> _THE REQUEST_:
Would you repeat the listing exactly but omit every picture?

> _INFORMATION SUPPLIED_:
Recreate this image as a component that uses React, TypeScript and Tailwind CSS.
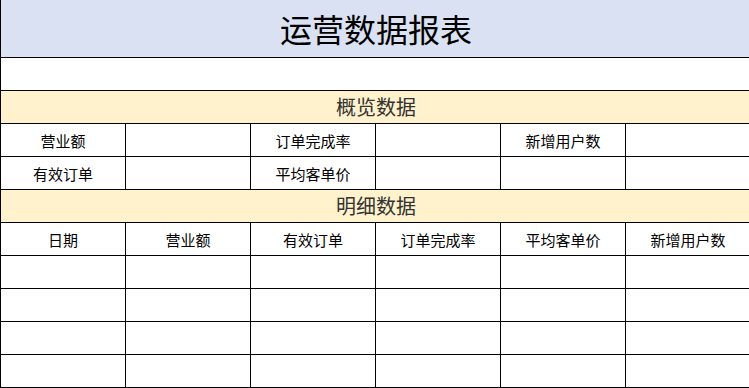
import React from "react";

const font = { fontFamily: '"Noto Sans CJK SC", "Noto Sans", sans-serif' };

function Row({ cells, header }: { cells: string[]; header?: boolean }) {
  return (
    <div className="flex h-[33px] border-b border-l border-black">
      {cells.map((c, i) => (
        <div
          key={i}
          className="flex w-[125px] shrink-0 items-center justify-center border-r border-black text-[15px] leading-none text-black"
        >
          {c}
        </div>
      ))}
    </div>
  );
}

export default function App() {
  const empty = ["", "", "", "", "", ""];
  return (
    <div className="w-[749px] h-[388px] overflow-hidden bg-white" style={font}>
      <div className="w-[751px]">
        <div className="flex h-[58px] items-center justify-center border-b border-l border-black bg-[#d9e1f2] pb-[1px] text-[32px] leading-none text-black">
          运营数据报表
        </div>
        <div className="h-[33px] border-b border-l border-black bg-white" />
        <div className="flex h-[33px] items-center justify-center border-b border-l border-black bg-[#fff2cc] text-[20px] leading-none text-[#333333]">
          概览数据
        </div>
        <Row cells={["营业额", "", "订单完成率", "", "新增用户数", ""]} />
        <Row cells={["有效订单", "", "平均客单价", "", "", ""]} />
        <div className="flex h-[33px] items-center justify-center border-b border-l border-black bg-[#fff2cc] text-[20px] leading-none text-[#333333]">
          明细数据
        </div>
        <Row cells={["日期", "营业额", "有效订单", "订单完成率", "平均客单价", "新增用户数"]} />
        <Row cells={empty} />
        <Row cells={empty} />
        <Row cells={empty} />
        <Row cells={empty} />
      </div>
    </div>
  );
}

> _REPLY TO THE TASK_:
Recreate this image as a component that uses React, TypeScript and Tailwind CSS.
import React from "react";

const font = { fontFamily: '"Noto Sans CJK SC", "Noto Sans", sans-serif' };

function Row({ cells, header }: { cells: string[]; header?: boolean }) {
  return (
    <div className="flex h-[33px] border-b border-l border-black">
      {cells.map((c, i) => (
        <div
          key={i}
          className="flex w-[125px] shrink-0 items-center justify-center border-r border-black text-[15px] leading-none text-black"
        >
          {c}
        </div>
      ))}
    </div>
  );
}

export default function App() {
  const empty = ["", "", "", "", "", ""];
  return (
    <div className="w-[749px] h-[388px] overflow-hidden bg-white" style={font}>
      <div className="w-[751px]">
        <div className="flex h-[58px] items-center justify-center border-b border-l border-black bg-[#d9e1f2] pb-[1px] text-[32px] leading-none text-black">
          运营数据报表
        </div>
        <div className="h-[33px] border-b border-l border-black bg-white" />
        <div className="flex h-[33px] items-center justify-center border-b border-l border-black bg-[#fff2cc] text-[20px] leading-none text-[#333333]">
          概览数据
        </div>
        <Row cells={["营业额", "", "订单完成率", "", "新增用户数", ""]} />
        <Row cells={["有效订单", "", "平均客单价", "", "", ""]} />
        <div className="flex h-[33px] items-center justify-center border-b border-l border-black bg-[#fff2cc] text-[20px] leading-none text-[#333333]">
          明细数据
        </div>
        <Row cells={["日期", "营业额", "有效订单", "订单完成率", "平均客单价", "新增用户数"]} />
        <Row cells={empty} />
        <Row cells={empty} />
        <Row cells={empty} />
        <Row cells={empty} />
      </div>
    </div>
  );
}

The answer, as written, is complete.